** START OF Dataset extract **

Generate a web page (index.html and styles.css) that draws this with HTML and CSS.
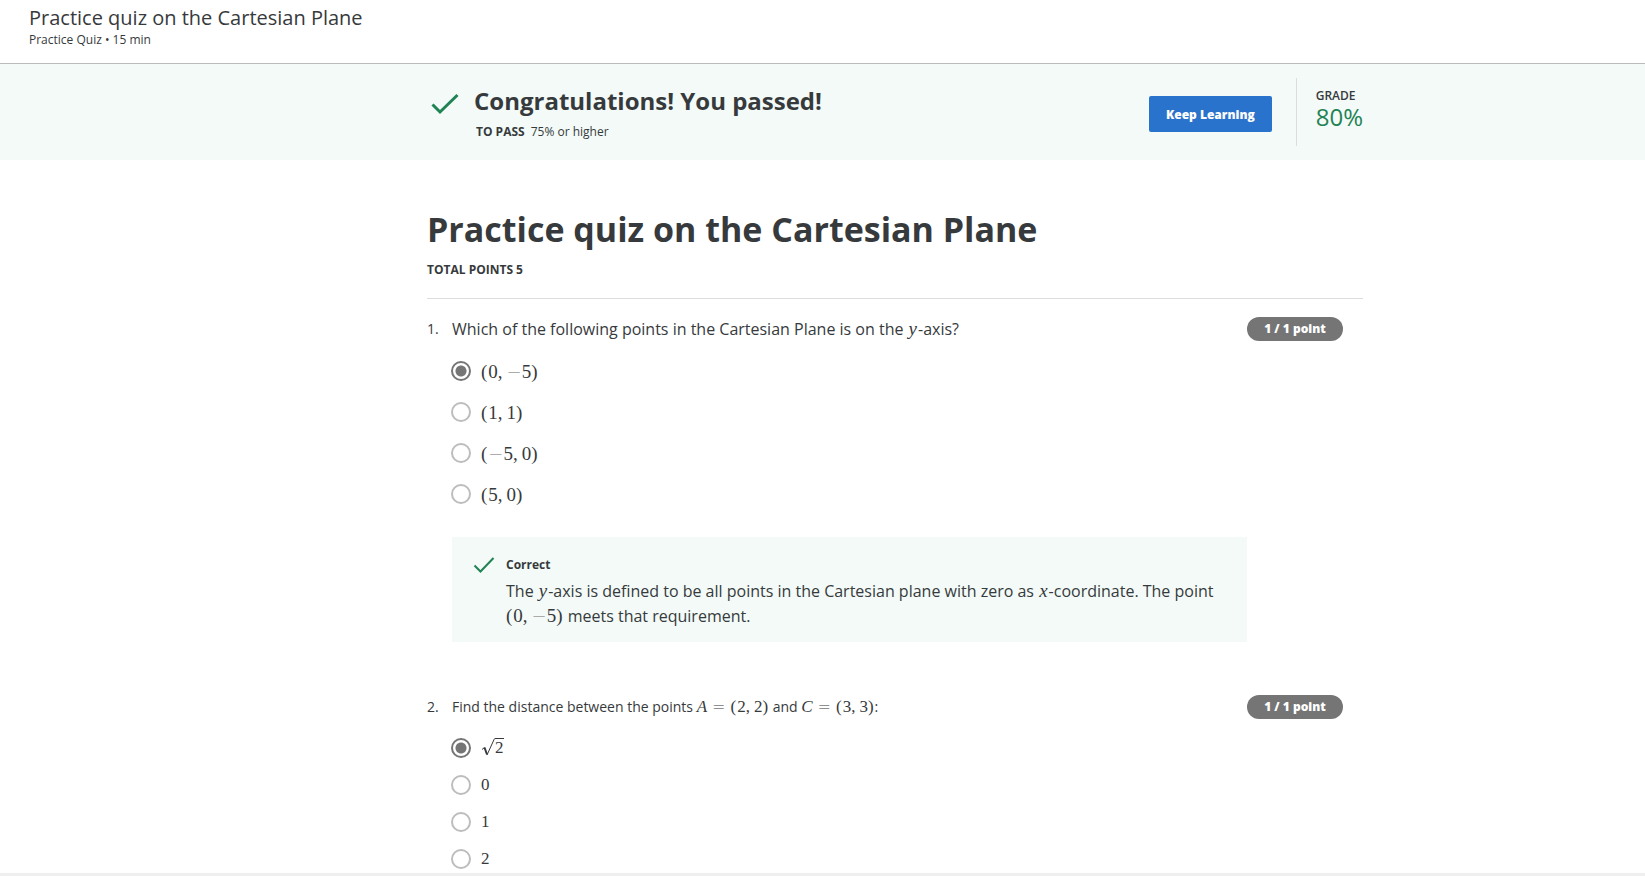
FILE: index.html
```html
<!DOCTYPE html>
<html lang="en">
<head>
<meta charset="utf-8">
<title>Practice quiz on the Cartesian Plane</title>
<link rel="stylesheet" href="styles.css">
</head>
<body>
<header class="topbar">
  <p class="topbar-title">Practice quiz on the Cartesian Plane</p>
  <p class="topbar-meta">Practice Quiz • 15 min</p>
</header>

<section class="banner">
  <div class="banner-inner">
    <svg class="banner-check" viewBox="0 0 28 22" aria-hidden="true"><path d="M1.5 11.5 9 19 26.500 2"/></svg>
    <div class="banner-text">
      <h2 class="banner-title">Congratulations! You passed!</h2>
      <p class="banner-pass"><strong>TO PASS</strong><span>75% or higher</span></p>
    </div>
    <button class="keep" type="button">Keep Learning</button>
    <div class="grade">
      <span class="grade-label">GRADE</span>
      <span class="grade-value">80%</span>
    </div>
  </div>
</section>

<main class="quiz">
  <h1 class="quiz-title">Practice quiz on the Cartesian Plane</h1>
  <p class="quiz-points">TOTAL POINTS 5</p>

  <section class="question question-large">
    <span class="number">1.</span>
    <div class="body">
      <p class="prompt" id="q1">Which of the following points in the Cartesian Plane is on the <i class="var">y</i>-axis?</p>
      <div class="options" role="radiogroup" aria-labelledby="q1">
        <label class="option"><input type="radio" name="q1" checked><span class="math"><span class="paren">(</span>0<span class="comma">,</span><span class="op">−</span>5<span class="paren">)</span></span></label>
        <label class="option"><input type="radio" name="q1"><span class="math"><span class="paren">(</span>1<span class="comma">,</span>1<span class="paren">)</span></span></label>
        <label class="option"><input type="radio" name="q1"><span class="math"><span class="paren">(</span><span class="op">−</span>5<span class="comma">,</span>0<span class="paren">)</span></span></label>
        <label class="option"><input type="radio" name="q1"><span class="math"><span class="paren">(</span>5<span class="comma">,</span>0<span class="paren">)</span></span></label>
      </div>
      <div class="feedback">
        <svg class="feedback-check" viewBox="0 0 22 18" aria-hidden="true"><path d="M1.500 9.500 7.500 15.500 20.500 2"/></svg>
        <div>
          <p class="feedback-title">Correct</p>
          <p class="feedback-text">The <i class="var">y</i>-axis is defined to be all points in the Cartesian plane with zero as <i class="var">x</i>-coordinate. The point <span class="math"><span class="paren">(</span>0<span class="comma">,</span><span class="op">−</span>5<span class="paren">)</span></span> meets that requirement.</p>
        </div>
      </div>
    </div>
    <span class="pill">1 / 1 point</span>
  </section>

  <section class="question question-small">
    <span class="number">2.</span>
    <div class="body">
      <p class="prompt" id="q2">Find the distance between the points <span class="math"><i>A</i><span class="rel">=</span><span class="paren">(</span>2<span class="comma">,</span>2<span class="paren">)</span></span> and <span class="math"><i>C</i><span class="rel">=</span><span class="paren">(</span>3<span class="comma">,</span>3<span class="paren">)</span></span>:</p>
      <div class="options" role="radiogroup" aria-labelledby="q2">
        <label class="option"><input type="radio" name="q2" checked><span class="math root"><svg class="radical" viewBox="0 0 14 19" role="img" aria-label="square root of"><path class="thin" d="M1 11.500 3.500 9.500"/><path class="thick" d="M3.500 9.500 6 16.500"/><path class="thin" d="M6 17 13.500 .500"/></svg><span class="radicand">2</span></span></label>
        <label class="option"><input type="radio" name="q2"><span class="math">0</span></label>
        <label class="option"><input type="radio" name="q2"><span class="math">1</span></label>
        <label class="option"><input type="radio" name="q2"><span class="math">2</span></label>
      </div>
    </div>
    <span class="pill">1 / 1 point</span>
  </section>
</main>
<footer class="bottom-edge"></footer>
</body>
</html>
```
FILE: styles.css
```css
* { box-sizing: border-box; }

body {
  margin: 0;
  height: 100vh;
  display: flex;
  flex-direction: column;
  background: #fff;
  color: #373a3c;
  font-family: "Open Sans", sans-serif;
  font-size: 16px;
}

h1, h2, p { margin: 0; }

.topbar {
  padding: 6px 29px 14px;
  border-bottom: 1px solid #bbb;
}
.topbar-title { font-size: 20px; line-height: 24px; }
.topbar-meta { padding-top: 1px; font-size: 12px; line-height: 18px; }

.banner { background: #f3faf8; padding-left: 145px; }
.banner-inner {
  max-width: 936px;
  margin: 0 auto;
  padding: 14px 0 14px 4px;
  display: flex;
  align-items: flex-start;
}
.banner-check {
  width: 28px;
  height: 22px;
  margin-top: 15px;
  fill: none;
  stroke: #1f8354;
  stroke-width: 3;
}
.banner-text { flex: 1; padding: 5px 0 0 15px; }
.banner-title { font-size: 24px; line-height: 36px; }
.banner-pass {
  display: flex;
  gap: 6px;
  padding: 4px 0 0 2px;
  font-size: 12px;
  line-height: 18px;
}
.keep {
  height: 36px;
  margin: 18px 24px 0 0;
  padding: 0 17px;
  border: 0;
  border-radius: 2px;
  background: #2a73cc;
  color: #fff;
  font-family: inherit;
  font-size: 12px;
  font-weight: 800;
}
.grade {
  height: 68px;
  padding: 10px 0 0 19px;
  border-left: 1px solid #ddd;
  display: flex;
  flex-direction: column;
}
.grade-label { font-size: 12px; line-height: 16px; font-weight: 600; }
.grade-value { font-size: 24px; line-height: 26px; color: #1f8354; }

.quiz {
  width: 100%;
  max-width: 1081px;
  min-height: 0;
  margin: 0 auto;
  padding: 44px 0 0 145px;
  flex: 1;
  overflow-y: auto;
  scrollbar-width: none;
}
.quiz-title { font-size: 34px; line-height: 50px; }
.quiz-points {
  padding: 7px 0 19px;
  border-bottom: 1px solid #ddd;
  font-size: 12px;
  line-height: 18px;
  font-weight: 700;
}

.question {
  display: grid;
  grid-template-columns: 25px 1fr 96px;
  padding-right: 20px;
}
.number { font-size: 14px; line-height: 24px; }
.question-large { padding-top: 18px; }
.question-small { padding-top: 53px; }
.question-large .prompt { line-height: 24px; }
.question-small .prompt { font-size: 14px; line-height: 24px; }

.options { display: flex; flex-direction: column; }
.question-large .options { padding-top: 9px; }
.question-small .options { padding-top: 10px; }
.option { display: flex; align-items: center; gap: 10px; }
.question-large .option { height: 41px; }
.question-small .option { height: 37px; }
.option input {
  appearance: none;
  width: 20px;
  height: 20px;
  margin: 0 0 0 -1px;
  border: 2px solid #bdbdbd;
  border-radius: 50%;
}
.option input:checked {
  border-color: #757575;
  background: radial-gradient(circle, #757575 5px, #fff 6px);
}

.math, .var {
  font-family: "Liberation Serif", serif;
  white-space: nowrap;
}
.math { font-size: 19px; line-height: 20px; }
.var { margin: 0 1px; font-size: 19px; line-height: 20px; }
.question-small .math { font-size: 17px; }
.question-large .option .math { padding-top: 2px; }
.paren { margin-right: 1px; }
.comma { margin-right: 4px; }
.op, .rel { font-family: "DejaVu Sans", sans-serif; font-weight: 200; }
.op { font-size: 18px; color: #999; }
.rel { margin: 0 5px; font-size: 16px; }

.root { display: flex; align-items: flex-start; }
.radical { width: 14px; height: 19px; fill: none; stroke: #373a3c; }
.radical .thin { stroke-width: 1; }
.radical .thick { stroke-width: 2; }
.radicand { border-top: 1px solid #373a3c; line-height: 18px; }

.feedback {
  margin-top: 23px;
  padding: 15px 20px 13px 21px;
  display: flex;
  gap: 11px;
  background: #f3faf8;
}
.feedback-check {
  flex: none;
  width: 22px;
  height: 18px;
  margin-top: 4px;
  fill: none;
  stroke: #1f8354;
  stroke-width: 2;
}
.feedback-title { padding-bottom: 1px; font-size: 12px; line-height: 26px; font-weight: 700; }
.feedback-text { line-height: 25px; }

.pill {
  height: 24px;
  border-radius: 12px;
  background: #757575;
  color: #fff;
  font-size: 12px;
  line-height: 24px;
  font-weight: 800;
  text-align: center;
}

.bottom-edge { height: 3px; background: #efefef; }
```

** END OF Dataset extract **

§ What you will do:
Select and copy each line from the data that includes the word "styles".

§ Written response:
Generate a web page (index.html and styles.css) that draws this with HTML and CSS.
<link rel="stylesheet" href="styles.css">
FILE: styles.css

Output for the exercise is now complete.